>> start
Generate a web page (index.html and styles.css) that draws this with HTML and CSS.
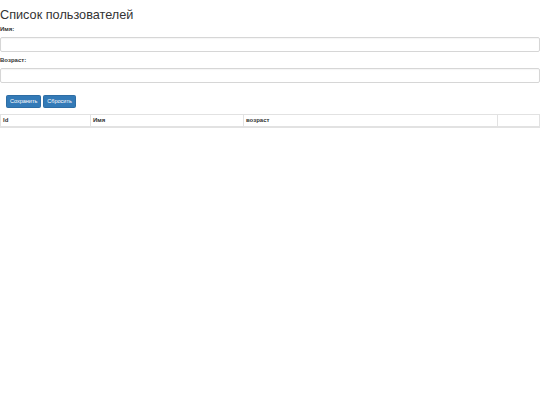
FILE: index.html
```html
<!DOCTYPE html>
<html lang="ru">
<head>
<meta charset="utf-8">
<title>Список пользователей</title>
<link rel="stylesheet" href="styles.css">
</head>
<body>
<h3 class="title">Список пользователей</h3>
<form class="user-form">
  <div class="form-group">
    <label class="form-label" for="name">Имя:</label>
    <input class="form-control" id="name" type="text">
  </div>
  <div class="form-group">
    <label class="form-label" for="age">Возраст:</label>
    <input class="form-control" id="age" type="text">
  </div>
  <div class="actions">
    <button class="btn" type="button">Сохранить</button>
    <button class="btn" type="button">Сбросить</button>
  </div>
</form>
<table class="users">
  <thead>
    <tr>
      <th class="col-id">Id</th>
      <th class="col-name">Имя</th>
      <th class="col-age">возраст</th>
      <th class="col-act"></th>
    </tr>
  </thead>
</table>
</body>
</html>
```
FILE: styles.css
```css
html, body {
  margin: 0;
  padding: 0;
  background: #fff;
}
body {
  font-family: "Liberation Sans", Arial, sans-serif;
  color: #333;
}
.title {
  font-size: 12.7px;
  font-weight: 400;
  line-height: 13px;
  margin: 9px 0 3px;
}
.user-form {
  margin: 0;
}
.form-group {
  margin-bottom: 4px;
}
.form-label {
  display: block;
  font-size: 6px;
  font-weight: 700;
  line-height: 8px;
  margin-bottom: 4px;
}
.form-control {
  display: block;
  box-sizing: border-box;
  width: 100%;
  height: 15px;
  margin: 0;
  padding: 0 6px;
  border: 1px solid #d6d6d6;
  border-radius: 2px;
  box-shadow: inset 0 1px 1px rgba(0, 0, 0, .04);
  background: #fff;
  font-size: 7px;
}
.actions {
  display: flex;
  gap: 2px;
  padding-left: 6px;
  margin-top: 12px;
}
.btn {
  box-sizing: border-box;
  height: 13px;
  padding: 0 3px;
  margin: 0;
  border: 1px solid #2e6da4;
  border-radius: 1.5px;
  background: #337ab7;
  color: #fff;
  font-family: "Liberation Sans", Arial, sans-serif;
  font-size: 5.5px;
  line-height: 11px;
}
.users {
  width: 100%;
  margin-top: 6px;
  border-collapse: collapse;
  table-layout: fixed;
}
.users th {
  text-align: left;
  font-size: 6px;
  font-weight: 700;
  line-height: 7px;
  padding: 2px 2px;
  border: 1px solid #e2e2e2;
  border-bottom: 2px solid #e2e2e2;
}
.col-id { width: 85px; }
.col-name { width: 148px; }
.col-age { width: 249px; }
.col-act { width: auto; }
```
>> end
INSTRUCTIONS FOR THE TASK: Transcribe each line above verbatim, with the pictures left out.

RESPONSE TO THE EXERCISE:
Generate a web page (index.html and styles.css) that draws this with HTML and CSS.
FILE: index.html
```html
<!DOCTYPE html>
<html lang="ru">
<head>
<meta charset="utf-8">
<title>Список пользователей</title>
<link rel="stylesheet" href="styles.css">
</head>
<body>
<h3 class="title">Список пользователей</h3>
<form class="user-form">
  <div class="form-group">
    <label class="form-label" for="name">Имя:</label>
    <input class="form-control" id="name" type="text">
  </div>
  <div class="form-group">
    <label class="form-label" for="age">Возраст:</label>
    <input class="form-control" id="age" type="text">
  </div>
  <div class="actions">
    <button class="btn" type="button">Сохранить</button>
    <button class="btn" type="button">Сбросить</button>
  </div>
</form>
<table class="users">
  <thead>
    <tr>
      <th class="col-id">Id</th>
      <th class="col-name">Имя</th>
      <th class="col-age">возраст</th>
      <th class="col-act"></th>
    </tr>
  </thead>
</table>
</body>
</html>
```
FILE: styles.css
```css
html, body {
  margin: 0;
  padding: 0;
  background: #fff;
}
body {
  font-family: "Liberation Sans", Arial, sans-serif;
  color: #333;
}
.title {
  font-size: 12.7px;
  font-weight: 400;
  line-height: 13px;
  margin: 9px 0 3px;
}
.user-form {
  margin: 0;
}
.form-group {
  margin-bottom: 4px;
}
.form-label {
  display: block;
  font-size: 6px;
  font-weight: 700;
  line-height: 8px;
  margin-bottom: 4px;
}
.form-control {
  display: block;
  box-sizing: border-box;
  width: 100%;
  height: 15px;
  margin: 0;
  padding: 0 6px;
  border: 1px solid #d6d6d6;
  border-radius: 2px;
  box-shadow: inset 0 1px 1px rgba(0, 0, 0, .04);
  background: #fff;
  font-size: 7px;
}
.actions {
  display: flex;
  gap: 2px;
  padding-left: 6px;
  margin-top: 12px;
}
.btn {
  box-sizing: border-box;
  height: 13px;
  padding: 0 3px;
  margin: 0;
  border: 1px solid #2e6da4;
  border-radius: 1.5px;
  background: #337ab7;
  color: #fff;
  font-family: "Liberation Sans", Arial, sans-serif;
  font-size: 5.5px;
  line-height: 11px;
}
.users {
  width: 100%;
  margin-top: 6px;
  border-collapse: collapse;
  table-layout: fixed;
}
.users th {
  text-align: left;
  font-size: 6px;
  font-weight: 700;
  line-height: 7px;
  padding: 2px 2px;
  border: 1px solid #e2e2e2;
  border-bottom: 2px solid #e2e2e2;
}
.col-id { width: 85px; }
.col-name { width: 148px; }
.col-age { width: 249px; }
.col-act { width: auto; }
```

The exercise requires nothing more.